I don’t know. Things are so gridlocked that it might be fair to say that only Trump can accomplish anything. I’m just worried about what things he will try to accomplish.
Poysyn, can you watch SNL up there in the Great White North? Expect that to change.
A co-worker tried to get on the Canadian immigration site, but it was overloaded. I told her that, when she succeeds, to move to Victoria, BC because it’s adorable and housing prices are no worse than Chicago or Seattle. On a double-decker tour bus (totally cute) my brother (Seattleland real estate guy) and I did mental exchange rate calcs and nodded, “Not bad.”
For me, in one day the number that used to go to Trump Plaza now goes to the Trump Campaign, though I had called before and verified who I needed to talk to. Sorry, lady, no new pest services for you! Wrong number.
Which territorial claims of China did Obama cave into? Was it when he authorizedfreedom of navigation exercises around the claimed Chinese man-made islands within their claimed territorial waters that showed a deliberate non-recognition of those claims?
The big Chinese baby formula scandal happened in 2008. Before Obama took office. And there doesn’t even appear to be any American victims of that. It appears that only Chinese babies actually suffered/died.
Regarding the IP violations, since this existed before Obama and will likely exist after him, how did he “cave” on this issue?
Putin’s mindset is apparently viewing the world as a zero sum game, where if Russia gains, then Americas loses and vice versa. There is no deal that could be worked out that would not result in greater demands being made later. Appeasement doesn’t work with authoritarian strongmen. And yes, Obama and his administration were naive to the extreme in their dealings with Putin as well and only came to realize this very late in the game.
And no, what is happening in Syria wouldn’t prove that since the vast, vast majority of Russian bombing and their military assistance to Assad has been geared at fighting the opposition, not Da’esh. Russia has made some perfunctory bombing missions aimed at Da’esh for apparent PR purposes only.
A president who seems to think that a country can run exactly like a business is one that does not understand the economy. A country can’t just default on loans and renegotiate debt the same way a business can through a bankruptcy proceeding (since the bankruptcy proceeding is governed, protected, and administered via national laws and a national court system). A whole country doing so would not be on the basis of any national or international laws or any national or international court system that would provide protections, predictability, and stability to all involved.
This isn’t something Trump himself will do, but maybe Trump’s election will let both political parties know they can’t ignore the economic interests of the middle class and working class.
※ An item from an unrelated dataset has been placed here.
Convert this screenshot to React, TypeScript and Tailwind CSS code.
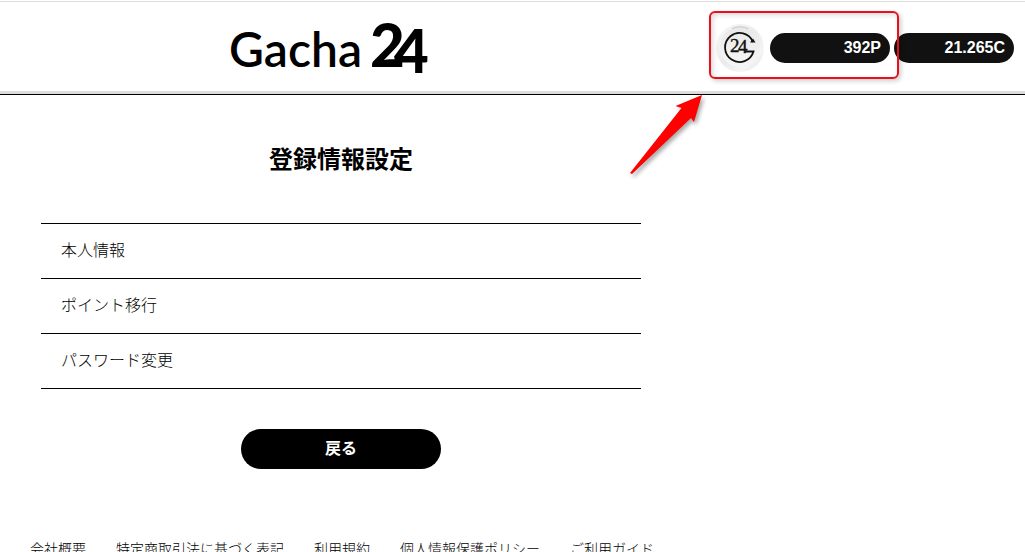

I feel like the democrats feel like they can offer lip service to the economic concerns of the middle and working class, maybe a few token reforms, but nothing major. Whatever reforms they do provide are mostly for the poor, not the working or middle class.
The republicans know they can totally ignore and be outright hostile to their economic interests, just so long as they keep them distracted with god, guns, abortion and religion.
Trump came out and got more votes than the establishment republicans, as well as the democratic candidates. So maybe both parties will try harder to appeal to economic concerns of working people in future elections.
But who knows. It could also get even worse on that front.
One of the actual (great? good?) things about a Trump presidency is one of his stated top goals is to introduce a constitutional amendment to create Congressional term limits. That wouldn’t go down too well with his Republican Congressional acolytes, but would probably be pretty popular overall.